Restate each line word for word. Leave out every picture.
◇ ◇ ◇
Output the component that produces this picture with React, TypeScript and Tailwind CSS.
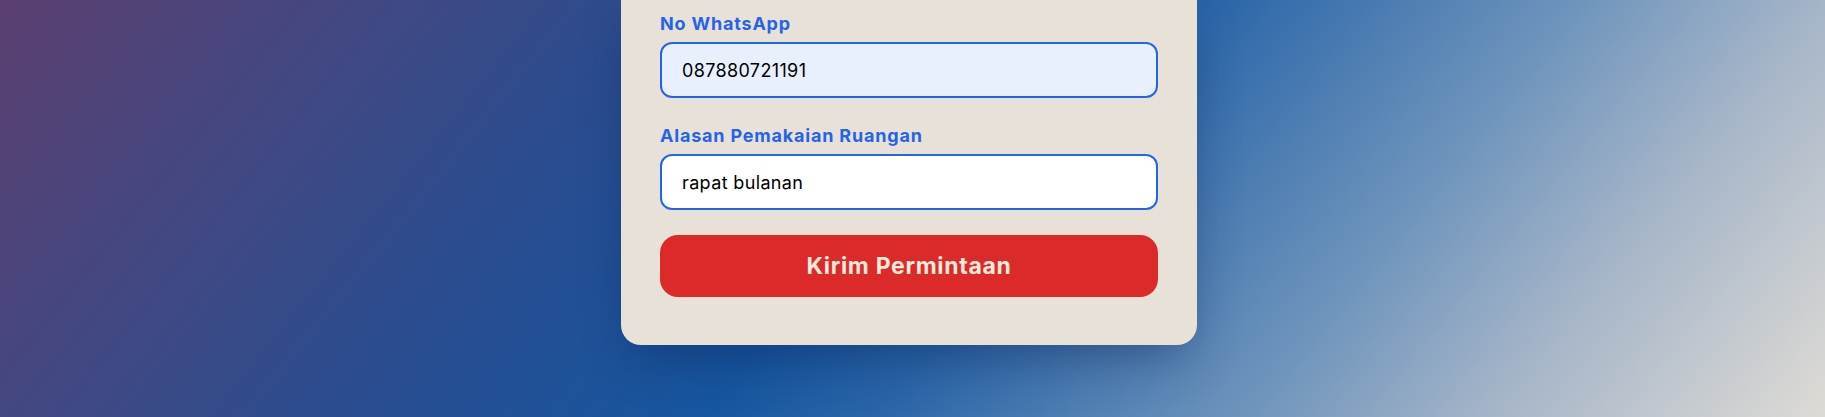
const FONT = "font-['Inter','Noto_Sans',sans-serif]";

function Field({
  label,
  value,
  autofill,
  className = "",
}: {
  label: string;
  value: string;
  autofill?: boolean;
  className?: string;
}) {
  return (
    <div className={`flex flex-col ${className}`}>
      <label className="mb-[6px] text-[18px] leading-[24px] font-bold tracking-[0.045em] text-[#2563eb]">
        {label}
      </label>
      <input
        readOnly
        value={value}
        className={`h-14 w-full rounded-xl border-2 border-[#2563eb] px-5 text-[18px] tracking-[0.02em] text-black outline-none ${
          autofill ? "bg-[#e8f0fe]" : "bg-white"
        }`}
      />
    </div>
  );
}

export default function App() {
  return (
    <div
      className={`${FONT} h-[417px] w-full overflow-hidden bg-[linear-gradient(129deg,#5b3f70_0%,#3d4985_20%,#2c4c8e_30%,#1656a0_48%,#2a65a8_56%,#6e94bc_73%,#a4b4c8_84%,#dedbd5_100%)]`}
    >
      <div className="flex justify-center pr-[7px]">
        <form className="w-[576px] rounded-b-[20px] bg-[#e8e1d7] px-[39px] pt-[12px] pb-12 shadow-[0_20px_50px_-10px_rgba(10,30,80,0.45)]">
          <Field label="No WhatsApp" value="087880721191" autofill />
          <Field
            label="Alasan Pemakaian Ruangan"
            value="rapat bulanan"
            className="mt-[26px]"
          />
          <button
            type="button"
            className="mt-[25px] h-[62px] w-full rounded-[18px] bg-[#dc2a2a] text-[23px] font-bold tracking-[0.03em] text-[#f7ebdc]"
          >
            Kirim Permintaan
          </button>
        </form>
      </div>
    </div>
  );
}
◇ ◇ ◇
▸ EXERCISE RESPONSE
Output the component that produces this picture with React, TypeScript and Tailwind CSS.
const FONT = "font-['Inter','Noto_Sans',sans-serif]";

function Field({
  label,
  value,
  autofill,
  className = "",
}: {
  label: string;
  value: string;
  autofill?: boolean;
  className?: string;
}) {
  return (
    <div className={`flex flex-col ${className}`}>
      <label className="mb-[6px] text-[18px] leading-[24px] font-bold tracking-[0.045em] text-[#2563eb]">
        {label}
      </label>
      <input
        readOnly
        value={value}
        className={`h-14 w-full rounded-xl border-2 border-[#2563eb] px-5 text-[18px] tracking-[0.02em] text-black outline-none ${
          autofill ? "bg-[#e8f0fe]" : "bg-white"
        }`}
      />
    </div>
  );
}

export default function App() {
  return (
    <div
      className={`${FONT} h-[417px] w-full overflow-hidden bg-[linear-gradient(129deg,#5b3f70_0%,#3d4985_20%,#2c4c8e_30%,#1656a0_48%,#2a65a8_56%,#6e94bc_73%,#a4b4c8_84%,#dedbd5_100%)]`}
    >
      <div className="flex justify-center pr-[7px]">
        <form className="w-[576px] rounded-b-[20px] bg-[#e8e1d7] px-[39px] pt-[12px] pb-12 shadow-[0_20px_50px_-10px_rgba(10,30,80,0.45)]">
          <Field label="No WhatsApp" value="087880721191" autofill />
          <Field
            label="Alasan Pemakaian Ruangan"
            value="rapat bulanan"
            className="mt-[26px]"
          />
          <button
            type="button"
            className="mt-[25px] h-[62px] w-full rounded-[18px] bg-[#dc2a2a] text-[23px] font-bold tracking-[0.03em] text-[#f7ebdc]"
          >
            Kirim Permintaan
          </button>
        </form>
      </div>
    </div>
  );
}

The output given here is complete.